Reward Models Inherit Value Biases from Pretraining

Reward models (RMs) are central to aligning large language models (LLMs) with human values but have received less attention than pre-trained and post-trained LLMs themselves. Because RMs are initialized from LLMs, they inherit representations that shape their behavior, but the nature and extent of this influence remain understudied. In a comprehensive study of 10 leading open-weight RMs using validated psycholinguistic corpora, we show that RMs exhibit significant differences along multiple dimensions of human value as a function of their base model. Using the "Big Two" psychological axes, we show a robust preference of Llama RMs for "agency" and a corresponding robust preference of Gemma RMs for "communion." This phenomenon holds even when the preference data and finetuning process are identical, and we trace it back to the logits of the respective instruction-tuned and pre-trained models. These log-probability differences themselves can be formulated as an implicit RM; we derive usable implicit reward scores and show that they exhibit the very same agency/communion difference. We run experiments training RMs with ablations for preference data source and quantity, which demonstrate that this effect is not only repeatable but surprisingly durable. Despite RMs being designed to represent human preferences, our evidence shows that their outputs are influenced by the pretrained LLMs on which they are based.
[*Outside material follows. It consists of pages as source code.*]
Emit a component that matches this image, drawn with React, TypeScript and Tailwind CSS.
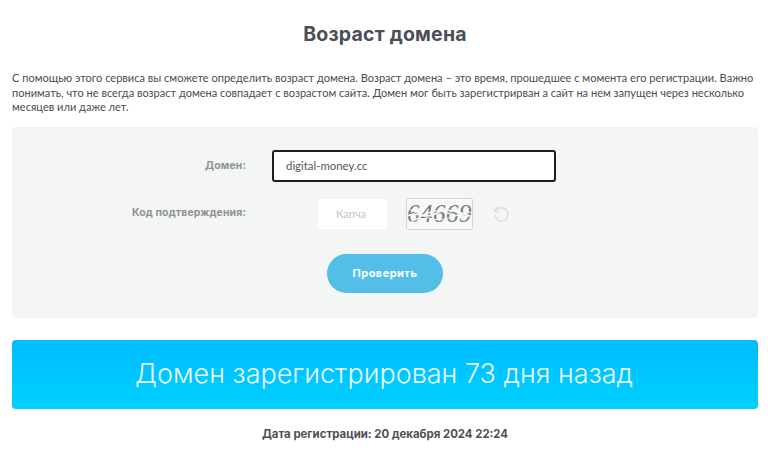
import React from "react";

const App = () => {
  return (
    <div className="w-[768px] h-[452px] overflow-hidden bg-white pl-3 pr-[10px] font-['Open_Sans',sans-serif]">
      <h1 className="pt-[22px] h-[65px] text-center text-[19.5px] leading-[24px] font-bold tracking-[0.2px] text-[#4a4f57] font-['Inter',sans-serif]">
        Возраст домена
      </h1>
      <p className="mt-[5px] h-[41px] pt-px text-[11.05px] leading-[14.5px] text-[#4c4c4c] font-['Lato',sans-serif]">
        С помощью этого сервиса вы сможете определить возраст домена. Возраст домена – это время, прошедшее с момента его регистрации. Важно понимать, что не всегда возраст домена совпадает с возрастом сайта. Домен мог быть зарегистрирван а сайт на нем запущен через несколько месяцев или даже лет.
      </p>
      <div className="mt-[16px] h-[191px] rounded-[4px] bg-[#f4f6f6] pt-[23px]">
        <div className="flex h-[32px] items-center">
          <label className="w-[234px] text-right text-[10.5px] font-bold tracking-[0.1px] text-[#8f9294] font-['Inter',sans-serif]">Домен:</label>
          <div className="ml-[26px] flex h-[32px] w-[284px] items-center rounded-[3px] border-2 border-[#1c1e20] bg-white pl-[12px] text-[11.4px] text-[#555555] font-['Lato',sans-serif]">
            digital-money.cc
          </div>
        </div>
        <div className="mt-[16px] flex h-[32px] items-center">
          <label className="-mt-[3px] w-[234px] text-right text-[10.5px] font-bold tracking-[0.1px] text-[#8f9294] font-['Inter',sans-serif]">Код подтверждения:</label>
          <div className="ml-[72px] flex h-[30px] w-[69px] items-center justify-center bg-white pr-[3px] text-[11px] text-[#c2c4c5] font-['Lato',sans-serif]">
            Капча
          </div>
          <div className="relative ml-[19px] flex h-[32px] w-[67px] items-center justify-center overflow-hidden rounded-[2px] border border-[#d5d7d7] bg-[#f7f8f8] text-[25px] italic tracking-[0.5px] text-[#77797b] font-['Liberation_Serif',serif]">
            64669
            <svg className="absolute inset-0 h-full w-full" viewBox="0 0 65 30" fill="none" stroke="#f7f8f8">
              <path d="M0 17 C10 11 18 21 28 15 S48 11 65 18" strokeWidth="1.6" />
              <path d="M4 23 C14 18 24 10 34 12 S52 22 62 9" strokeWidth="1.2" />
              <path d="M2 10 C14 16 26 23 38 20 S56 14 65 13" strokeWidth="1" />
            </svg>
          </div>
          <svg className="ml-[19px] h-[18px] w-[18px]" viewBox="0 0 18 18" fill="none" stroke="#dcdede" strokeWidth="1.6">
            <path d="M5.2 4.4 A6.6 6.6 0 1 1 3 10" />
            <path d="M6.4 1.6 L2.4 5.6 L6.8 7.6" fill="none" />
          </svg>
        </div>
        <div className="mt-[24px] flex justify-center">
          <button className="h-[39px] w-[116px] rounded-full bg-[#53bfe9] text-[11px] font-bold tracking-[0.45px] text-white font-['Inter',sans-serif]">
            Проверить
          </button>
        </div>
      </div>
      <div className="mt-[22px] flex h-[69px] items-center justify-center rounded-[4px] bg-gradient-to-b from-[#00bbff] to-[#00d0ff] pb-px pr-[2px] text-[27px] text-[#e6f9ff] font-['Inter',sans-serif] font-light">
        Домен зарегистрирован 73 дня назад
      </div>
      <p className="mt-[17px] pt-px text-center text-[11.4px] leading-[14px] font-bold text-[#4e5154] font-['Inter',sans-serif]">
        Дата регистрации: 20 декабря 2024 22:24
      </p>
    </div>
  );
};

export default App;
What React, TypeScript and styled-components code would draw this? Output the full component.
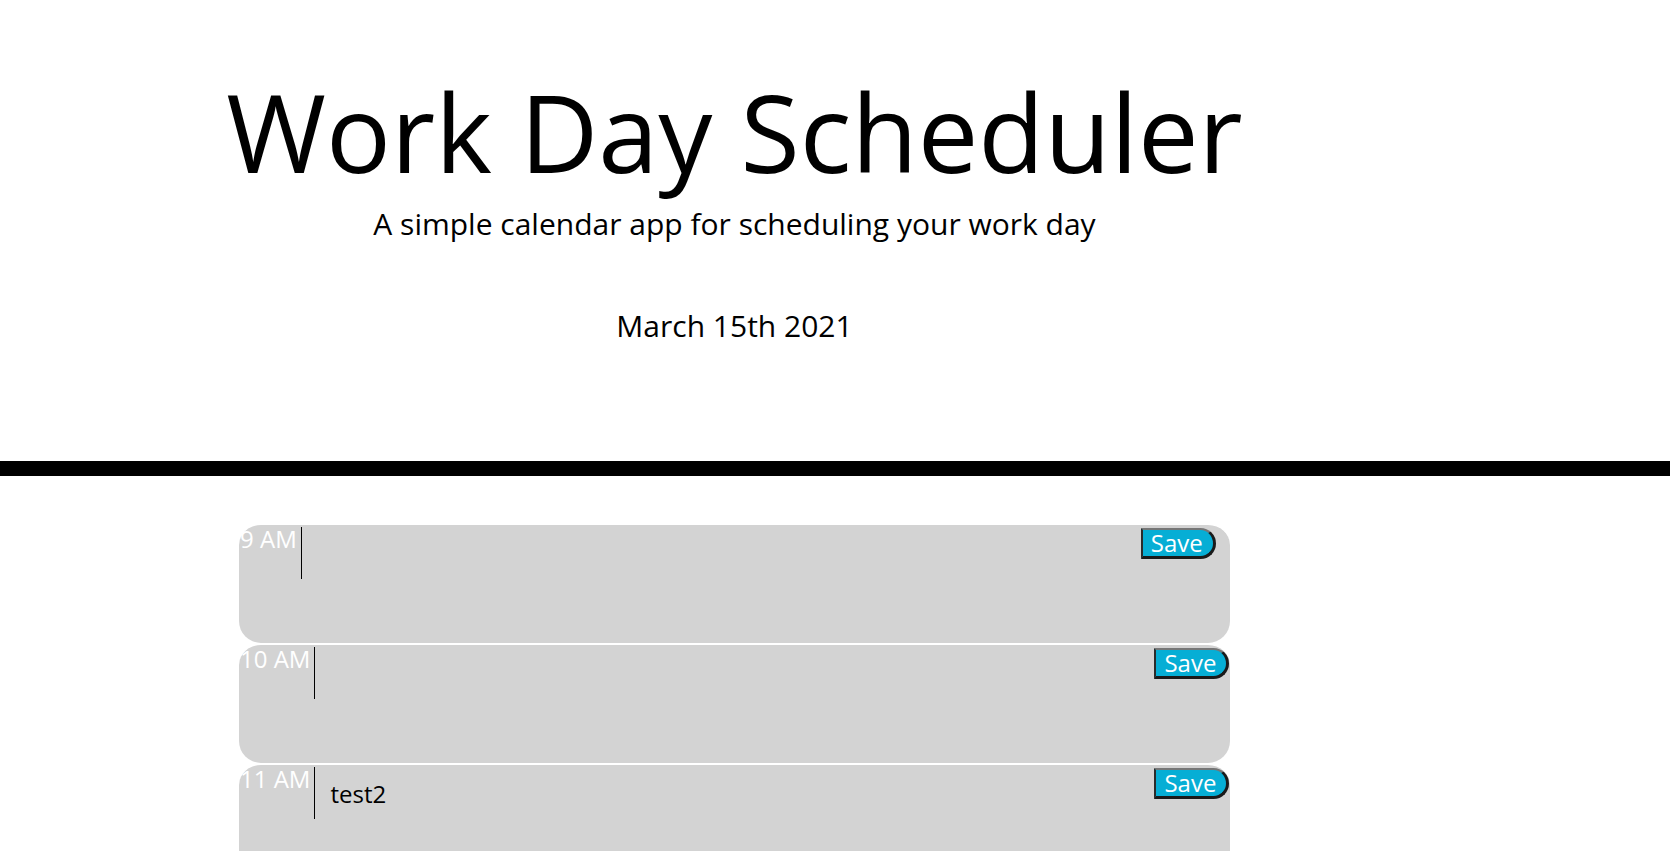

This work underscores the importance of safety and alignment efforts at the pretraining stage, and makes clear that open-source developers' choice of base model is as much a consideration of values as of performance.

翻译：奖励模型（RMs）是将大语言模型（LLMs）与人类价值观对齐的核心，但其受到的关注度低于预训练及后训练的LLMs本身。由于RMs初始化为LLMs，它们继承了塑造其行为的表征，但这种影响的性质与程度仍未得到充分研究。通过使用经过验证的心理语言学语料库对10个领先的开源权重RMs进行综合研究，我们发现RMs在人类价值的多个维度上表现出显著差异，且差异取决于其基础模型。利用"大二"心理轴，我们展示了Llama系列RMs对"能动性"的强烈偏好，以及Gemma系列RMs对"共融性"的相应强烈偏好。即使偏好数据与微调过程完全相同，此现象依然存在；我们将其追溯至各自经过指令微调与预训练模型的logits。这些对数概率差异本身可被表述为一个隐式RM；我们推导出可用的隐式奖励分数，并证明其表现出完全相同的能动性/共融性差异。我们进行了针对偏好数据来源与数量的消融实验来训练RMs，结果表明该效应不仅可重复，且具有惊人的持久性。尽管RMs旨在代表人类偏好，但我们的证据显示其输出受到所基于的预训练LLMs的影响。这项工作强调了预训练阶段安全与对齐工作的重要性，并明确指出开源开发者选择基础模型时，价值观考量与性能考量同等重要。